Hello fellow readers of The Rant, as your keen peepers have no doubt noticed, I haven't been as punctual lately with my posts. I assure it's not for lack of interest, or content. But more to the fact that my time has been spread thin with other endeavours. What are they?
Well, namely full-time work, and time commitments for a new comedy show (more shameless plugging on that soon but its called Occupation Ugly running as part of the Melbourne International Comedy Festival, more details at Comedicate).
That's not to say I've been cutting back time on music, oh lordy, no. I've continued contributions to Beat Magazine, MX and as of next month's issue, J Mag. That's right this humble writer's services have been added to the list for JJJ's official music magazine. Colour me excited. You can start reading my reviews in next month's issue.
All for which has meant for severely less bloggage time. One good thing all this published stuff has taught me is to be more economical with my writing, 170-200 word limits aren't the usual count round these parts (as readers of some of my more exahustive posts will know.) As such (after that rant of another kind) this month's post will be short and sweet, d.
A cheeky taster of what you can expect in my first published work with J Mag.

Two Door Cinema Club - Tourist History (etcetc/Kitsuné)

With their choppy guitars, dance-ready beats and indie credentials, this North Ireland outfit might have you groaning ‘not another fashionable guitar band,’ but Two Door Cinema Club may be swimmers, not sinkers.
Though they signed to the hip French label Kitsuné after only two singles and a single Glastonbury appearance, their debut draws from a more solid pedigree of proven musical styles.
I Can Talk’s fizzing energy picks up the skyscraping guitars Editors ditched when they went electronic. Do You Want It All? rings like Bloc Party’s This Modern Love, complete with tricky 7/4 timing; while This Is The Life, featuring Alex Trimble’s preening falsetto, sounds akin to Mew. They also recall Friendly Fires with their dual-guitar and bass setup, but the best indication of their appeal is that they’re due to support Phoenix on tour.
At 32 minutes over ten tracks, the album never lets off the setting marked ‘taut and lean’ but there’s still enough variation to its spry electro-tinged-indie-pop theme to captivate.
It may still be early in the year, but chances are you’ll hear a lot more of TDCC in 2010. And considering what’s on offer here, that’s no bad thing.

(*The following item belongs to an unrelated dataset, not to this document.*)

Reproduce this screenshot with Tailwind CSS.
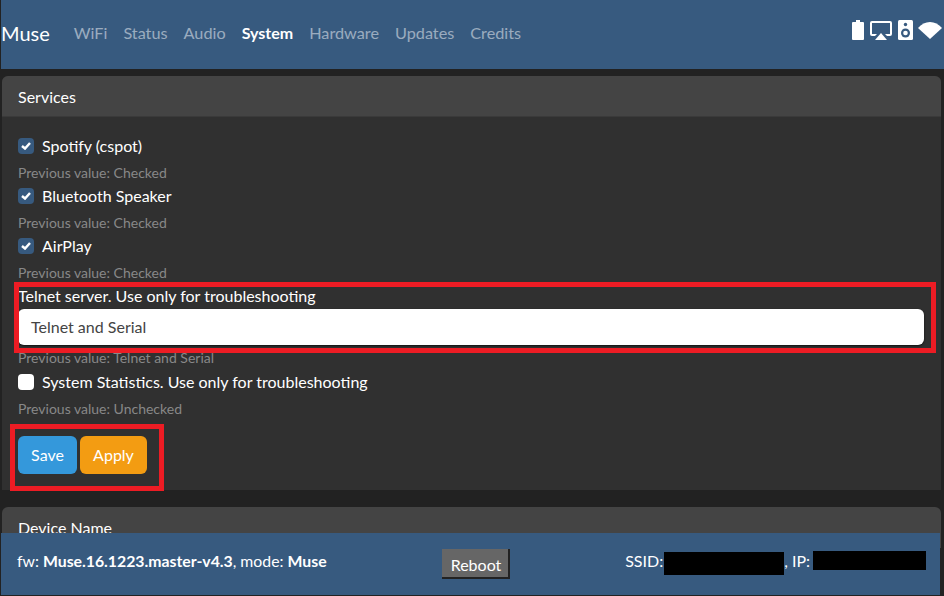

And there you have it, short, sharp, catchy and to the point. Much like the music.

Speaking of which, here's a random rundown on what I've been wrapping my eardrums around lately.
*Heaps of Wilco, who manage to convince me they are the greatest live act I've never seen whenever I listen to Kicking Television or the brilliant audio accompaniment to Ashes of American Flags.
*Plenty of Big Scary in anticipation for their EP Launch this Friday. The Newton Workers Club, Fitzroy. Be There. Need a reason? Their new single Falling Away is available as a free D/L over at JJJ.
*The new new solo album from Jón þor Birgisson, entitled Go, under the simple moniker of Jónsi - and it's all its cracked up to be.
*The new Lightspeed Champion. And yes, it's brilliant. I'll be covering that one soon for sure.
*Gone back to some classic prog-rock. We're talking Pink Floyd, Yes and King Crimson. In fact I've had Yes' Close To The Edge on high rotation, even despite the pile of CDs that need reviewing.
*Speaking of prog, a recommendation from Jem Godfrey (the amazing talent behind Frost*) led to me the little unsung band Halloween, Alaska and their brilliant little album Champagne Downtown. Check out their website for a few streams.
*and to top it all off, a small peppering of previews for some of 2010's most anticipated new releases via free mp3s from the bands themselves. Its good see major labels finally starting to catch on. We've had new cuts from the likes of Shearwater with Black Eyes, news of a new Broken Social Scene record (JOY!) with World Sick and Peter Gabriel's sweeping cover of Bon Iver's Flume. Taken from his new covers album, Scratch My Back, in which he reimagines all manner of musical heroes (Radiohead, Bowie, Arcade Fire, Elbow) with the backing of a complete orchestra.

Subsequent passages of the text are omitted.